>> start
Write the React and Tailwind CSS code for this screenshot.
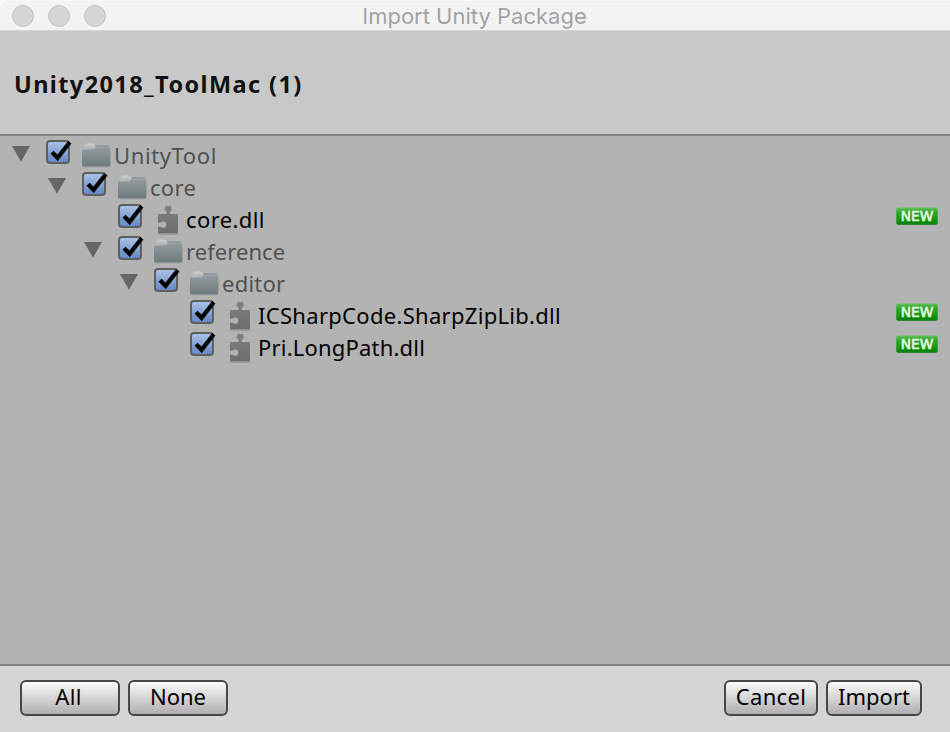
const rows = [
  { name: "UnityTool", indent: "pl-3", kind: "folder", text: "tracking-[0.6px]" },
  { name: "core", indent: "pl-12", kind: "folder", text: "tracking-[0.3px]" },
  { name: "core.dll", indent: "pl-[120px]", kind: "plugin", text: "tracking-[0.4px]" },
  { name: "reference", indent: "pl-[84px]", kind: "folder", text: "tracking-[0.05px]" },
  { name: "editor", indent: "pl-[120px]", kind: "folder", text: "tracking-[0.25px]" },
  { name: "ICSharpCode.SharpZipLib.dll", indent: "pl-48", kind: "plugin", text: "tracking-[0.3px]" },
  { name: "Pri.LongPath.dll", indent: "pl-48", kind: "plugin", text: "tracking-[0.2px]" },
];

function Triangle() {
  return (
    <svg className="block" width="18" height="16" viewBox="0 0 18 16">
      <path d="M0 0H18L9 15.7Z" fill="#666" />
    </svg>
  );
}

function Checkbox() {
  return (
    <svg className="block shrink-0" width="28" height="28" viewBox="0 0 28 28">
      <defs>
        <linearGradient id="checkFill" x1="0" y1="0" x2="0" y2="1">
          <stop offset="0" stopColor="#abc4e6" />
          <stop offset="1" stopColor="#6184c2" />
        </linearGradient>
      </defs>
      <rect x="1" y="1" width="22" height="22" rx="3" fill="url(#checkFill)" stroke="#5f5f5f" strokeWidth="2" />
      <path d="M6 12.200L11.600 17.800L23.800 2.200" fill="none" stroke="#000" strokeWidth="4.200" />
    </svg>
  );
}

function Folder() {
  return (
    <svg className="block" width="30" height="26" viewBox="0.6 0.6 30 26">
      <defs>
        <linearGradient id="folderFill" x1="0" y1="0" x2="0" y2="1">
          <stop offset="0" stopColor="#919b9d" />
          <stop offset="1" stopColor="#6f7a7d" />
        </linearGradient>
        <linearGradient id="tabFill" gradientUnits="userSpaceOnUse" x1="0" y1="1" x2="0" y2="8">
          <stop offset="0" stopColor="#cbcbcb" />
          <stop offset="1" stopColor="#a9acac" />
        </linearGradient>
      </defs>
      <path d="M14 2.600H26.800Q27.800 2.600 27.900 3.600L28.200 8H13Z" fill="#8f999b" />
      <path d="M13.800 2.800H27" stroke="#a0a6a7" strokeWidth="0.600" />
      <path d="M0.800 9V6.500Q0.800 5 2 4L4 2Q4.800 1.200 5.800 1.200H11.300Q12.300 1.200 12.900 2L14.200 4V8Z" fill="url(#tabFill)" />
      <path d="M0.600 8.200Q0.600 7 1.700 7H11Q12 7 12.800 6.200Q14 5 15 5H27.700Q29 5 29 6.500V22.700Q29 24.200 27.500 24.200H2.100Q0.600 24.200 0.600 22.700Z" fill="url(#folderFill)" />
      <path d="M1 7H11Q12 7 12.800 6.200Q14 5 15 5H28.300" fill="none" stroke="#a4adae" strokeWidth="0.700" />
      <path d="M1.500 24.700H28" stroke="#959999" strokeWidth="0.800" />
    </svg>
  );
}

function Plugin() {
  return (
    <svg className="block" width="22" height="30" viewBox="0 0 22 30">
      <defs>
        <linearGradient id="pluginFill" x1="0" y1="0" x2="0" y2="1">
          <stop offset="0" stopColor="#808080" />
          <stop offset="1" stopColor="#6d6d6d" />
        </linearGradient>
      </defs>
      <path d="M0 27.500V20.500H2.200C3.200 20.500 3.600 21.700 5.200 21.700A3.100 3.100 0 0 0 5.200 15.500C3.600 15.500 3.200 16.700 2.200 16.700H0V8H7.500C9 8 9.300 7 8.300 5.800A3.500 3.500 0 1 1 12 5.800C11 7 11.300 8 12.800 8H20V27.500Z" fill="url(#pluginFill)" />
      <path d="M0 28.200H20" stroke="#969696" strokeWidth="1" />
    </svg>
  );
}

function NewBadge() {
  return (
    <svg className="block" width="42" height="18" viewBox="0 0 42 18">
      <defs>
        <linearGradient id="newFill" x1="0" y1="0" x2="0" y2="1">
          <stop offset="0" stopColor="#63c45e" />
          <stop offset="0.250" stopColor="#35a52f" />
          <stop offset="0.850" stopColor="#118c0d" />
          <stop offset="1" stopColor="#0b720a" />
        </linearGradient>
      </defs>
      <rect x="0.300" y="0.500" width="41.400" height="17.200" rx="2" fill="url(#newFill)" />
      <text x="4.800" y="13.900" textLength="32.500" lengthAdjust="spacingAndGlyphs" fill="#dcf5da" stroke="#dcf5da" strokeWidth="0.700" fontSize="13.500" fontFamily="'DejaVu Sans', sans-serif">NEW</text>
    </svg>
  );
}

function Row({ row }) {
  const folder = row.kind === "folder";
  return (
    <div className={`flex h-8 items-start pr-3 ${row.indent}`}>
      {folder && (
        <div className="mr-4 w-[18px] shrink-0 pt-1.5">
          <Triangle />
        </div>
      )}
      <div className={folder ? "w-9 shrink-0" : "-ml-0.5 w-10 shrink-0"}>
        <Checkbox />
      </div>
      <div className={folder ? "w-8 shrink-0 pt-[3px]" : "w-7 shrink-0 pt-0.5"}>
        {folder ? <Folder /> : <Plugin />}
      </div>
      <span className={`grow whitespace-nowrap text-[22px] leading-[30px] ${row.text} ${folder ? "text-[#515151]" : "text-black"}`}>
        {row.name}
      </span>
      {!folder && (
        <div className="shrink-0 pt-[3px]">
          <NewBadge />
        </div>
      )}
    </div>
  );
}

function Button({ children, className }) {
  return (
    <button
      className={`flex h-9 items-center justify-center rounded-[6px] border-2 border-[#474747] bg-linear-to-b from-[#fcfcfc] to-[#b1aeb1] pb-1 text-[22px] leading-7 text-black ${className}`}
    >
      {children}
    </button>
  );
}

export default function App() {
  return (
    <div className="flex h-[732px] w-[950px] flex-col overflow-hidden bg-[#b3b3b3] font-['Noto_Sans',sans-serif]">
      <div className="shrink-0 bg-white">
        <header className="grid h-[31px] grid-cols-[1fr_auto_1fr] items-center rounded-tl-[8px] border-b border-[#d5d5d5] bg-[#f3f3f3] shadow-[inset_0_1px_0_#fafafa]">
          <div className="flex gap-3.5 pl-3 pt-0.5">
            <span className="size-[22px] rounded-full border border-[#c4c4c4] bg-[#d6d6d6]" />
            <span className="size-[22px] rounded-full border border-[#c4c4c4] bg-[#d6d6d6]" />
            <span className="size-[22px] rounded-full border border-[#c4c4c4] bg-[#d6d6d6]" />
          </div>
          <h1 className="pr-px pt-0.5 font-['Inter',sans-serif] text-[22px] leading-7 text-[#a3a3a3]">Import Unity Package</h1>
        </header>
      </div>
      <section className="flex h-[105px] shrink-0 items-center border-b-2 border-[#818181] bg-[#c8c8c8] pl-3.5 pt-0.5">
        <h2 className="text-[23.5px] font-bold leading-8 tracking-[1.4px] text-[#111]">Unity2018_ToolMac (1)</h2>
      </section>
      <main className="grow pt-1">
        {rows.map((row) => (
          <Row key={row.name} row={row} />
        ))}
      </main>
      <footer className="flex h-[68px] shrink-0 items-start gap-2 border-t-2 border-[#818181] bg-[#d5d5d5] pl-5 pr-7 pt-3.5">
        <Button className="w-[100px] pr-[3px] tracking-[0.4px]">All</Button>
        <Button className="w-[100px]">None</Button>
        <Button className="ml-auto w-[94px] tracking-[0.3px]">Cancel</Button>
        <Button className="w-24">Import</Button>
      </footer>
    </div>
  );
}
>> end
→ **Work to be completed**
All of the data above should be quoted exactly, except for the pictures.

→ **Task result**
Write the React and Tailwind CSS code for this screenshot.
const rows = [
  { name: "UnityTool", indent: "pl-3", kind: "folder", text: "tracking-[0.6px]" },
  { name: "core", indent: "pl-12", kind: "folder", text: "tracking-[0.3px]" },
  { name: "core.dll", indent: "pl-[120px]", kind: "plugin", text: "tracking-[0.4px]" },
  { name: "reference", indent: "pl-[84px]", kind: "folder", text: "tracking-[0.05px]" },
  { name: "editor", indent: "pl-[120px]", kind: "folder", text: "tracking-[0.25px]" },
  { name: "ICSharpCode.SharpZipLib.dll", indent: "pl-48", kind: "plugin", text: "tracking-[0.3px]" },
  { name: "Pri.LongPath.dll", indent: "pl-48", kind: "plugin", text: "tracking-[0.2px]" },
];

function Triangle() {
  return (
    <svg className="block" width="18" height="16" viewBox="0 0 18 16">
      <path d="M0 0H18L9 15.7Z" fill="#666" />
    </svg>
  );
}

function Checkbox() {
  return (
    <svg className="block shrink-0" width="28" height="28" viewBox="0 0 28 28">
      <defs>
        <linearGradient id="checkFill" x1="0" y1="0" x2="0" y2="1">
          <stop offset="0" stopColor="#abc4e6" />
          <stop offset="1" stopColor="#6184c2" />
        </linearGradient>
      </defs>
      <rect x="1" y="1" width="22" height="22" rx="3" fill="url(#checkFill)" stroke="#5f5f5f" strokeWidth="2" />
      <path d="M6 12.200L11.600 17.800L23.800 2.200" fill="none" stroke="#000" strokeWidth="4.200" />
    </svg>
  );
}

function Folder() {
  return (
    <svg className="block" width="30" height="26" viewBox="0.6 0.6 30 26">
      <defs>
        <linearGradient id="folderFill" x1="0" y1="0" x2="0" y2="1">
          <stop offset="0" stopColor="#919b9d" />
          <stop offset="1" stopColor="#6f7a7d" />
        </linearGradient>
        <linearGradient id="tabFill" gradientUnits="userSpaceOnUse" x1="0" y1="1" x2="0" y2="8">
          <stop offset="0" stopColor="#cbcbcb" />
          <stop offset="1" stopColor="#a9acac" />
        </linearGradient>
      </defs>
      <path d="M14 2.600H26.800Q27.800 2.600 27.900 3.600L28.200 8H13Z" fill="#8f999b" />
      <path d="M13.800 2.800H27" stroke="#a0a6a7" strokeWidth="0.600" />
      <path d="M0.800 9V6.500Q0.800 5 2 4L4 2Q4.800 1.200 5.800 1.200H11.300Q12.300 1.200 12.900 2L14.200 4V8Z" fill="url(#tabFill)" />
      <path d="M0.600 8.200Q0.600 7 1.700 7H11Q12 7 12.800 6.200Q14 5 15 5H27.700Q29 5 29 6.500V22.700Q29 24.200 27.500 24.200H2.100Q0.600 24.200 0.600 22.700Z" fill="url(#folderFill)" />
      <path d="M1 7H11Q12 7 12.800 6.200Q14 5 15 5H28.300" fill="none" stroke="#a4adae" strokeWidth="0.700" />
      <path d="M1.500 24.700H28" stroke="#959999" strokeWidth="0.800" />
    </svg>
  );
}

function Plugin() {
  return (
    <svg className="block" width="22" height="30" viewBox="0 0 22 30">
      <defs>
        <linearGradient id="pluginFill" x1="0" y1="0" x2="0" y2="1">
          <stop offset="0" stopColor="#808080" />
          <stop offset="1" stopColor="#6d6d6d" />
        </linearGradient>
      </defs>
      <path d="M0 27.500V20.500H2.200C3.200 20.500 3.600 21.700 5.200 21.700A3.100 3.100 0 0 0 5.200 15.500C3.600 15.500 3.200 16.700 2.200 16.700H0V8H7.500C9 8 9.300 7 8.300 5.800A3.500 3.500 0 1 1 12 5.800C11 7 11.300 8 12.800 8H20V27.500Z" fill="url(#pluginFill)" />
      <path d="M0 28.200H20" stroke="#969696" strokeWidth="1" />
    </svg>
  );
}

function NewBadge() {
  return (
    <svg className="block" width="42" height="18" viewBox="0 0 42 18">
      <defs>
        <linearGradient id="newFill" x1="0" y1="0" x2="0" y2="1">
          <stop offset="0" stopColor="#63c45e" />
          <stop offset="0.250" stopColor="#35a52f" />
          <stop offset="0.850" stopColor="#118c0d" />
          <stop offset="1" stopColor="#0b720a" />
        </linearGradient>
      </defs>
      <rect x="0.300" y="0.500" width="41.400" height="17.200" rx="2" fill="url(#newFill)" />
      <text x="4.800" y="13.900" textLength="32.500" lengthAdjust="spacingAndGlyphs" fill="#dcf5da" stroke="#dcf5da" strokeWidth="0.700" fontSize="13.500" fontFamily="'DejaVu Sans', sans-serif">NEW</text>
    </svg>
  );
}

function Row({ row }) {
  const folder = row.kind === "folder";
  return (
    <div className={`flex h-8 items-start pr-3 ${row.indent}`}>
      {folder && (
        <div className="mr-4 w-[18px] shrink-0 pt-1.5">
          <Triangle />
        </div>
      )}
      <div className={folder ? "w-9 shrink-0" : "-ml-0.5 w-10 shrink-0"}>
        <Checkbox />
      </div>
      <div className={folder ? "w-8 shrink-0 pt-[3px]" : "w-7 shrink-0 pt-0.5"}>
        {folder ? <Folder /> : <Plugin />}
      </div>
      <span className={`grow whitespace-nowrap text-[22px] leading-[30px] ${row.text} ${folder ? "text-[#515151]" : "text-black"}`}>
        {row.name}
      </span>
      {!folder && (
        <div className="shrink-0 pt-[3px]">
          <NewBadge />
        </div>
      )}
    </div>
  );
}

function Button({ children, className }) {
  return (
    <button
      className={`flex h-9 items-center justify-center rounded-[6px] border-2 border-[#474747] bg-linear-to-b from-[#fcfcfc] to-[#b1aeb1] pb-1 text-[22px] leading-7 text-black ${className}`}
    >
      {children}
    </button>
  );
}

export default function App() {
  return (
    <div className="flex h-[732px] w-[950px] flex-col overflow-hidden bg-[#b3b3b3] font-['Noto_Sans',sans-serif]">
      <div className="shrink-0 bg-white">
        <header className="grid h-[31px] grid-cols-[1fr_auto_1fr] items-center rounded-tl-[8px] border-b border-[#d5d5d5] bg-[#f3f3f3] shadow-[inset_0_1px_0_#fafafa]">
          <div className="flex gap-3.5 pl-3 pt-0.5">
            <span className="size-[22px] rounded-full border border-[#c4c4c4] bg-[#d6d6d6]" />
            <span className="size-[22px] rounded-full border border-[#c4c4c4] bg-[#d6d6d6]" />
            <span className="size-[22px] rounded-full border border-[#c4c4c4] bg-[#d6d6d6]" />
          </div>
          <h1 className="pr-px pt-0.5 font-['Inter',sans-serif] text-[22px] leading-7 text-[#a3a3a3]">Import Unity Package</h1>
        </header>
      </div>
      <section className="flex h-[105px] shrink-0 items-center border-b-2 border-[#818181] bg-[#c8c8c8] pl-3.5 pt-0.5">
        <h2 className="text-[23.5px] font-bold leading-8 tracking-[1.4px] text-[#111]">Unity2018_ToolMac (1)</h2>
      </section>
      <main className="grow pt-1">
        {rows.map((row) => (
          <Row key={row.name} row={row} />
        ))}
      </main>
      <footer className="flex h-[68px] shrink-0 items-start gap-2 border-t-2 border-[#818181] bg-[#d5d5d5] pl-5 pr-7 pt-3.5">
        <Button className="w-[100px] pr-[3px] tracking-[0.4px]">All</Button>
        <Button className="w-[100px]">None</Button>
        <Button className="ml-auto w-[94px] tracking-[0.3px]">Cancel</Button>
        <Button className="w-24">Import</Button>
      </footer>
    </div>
  );
}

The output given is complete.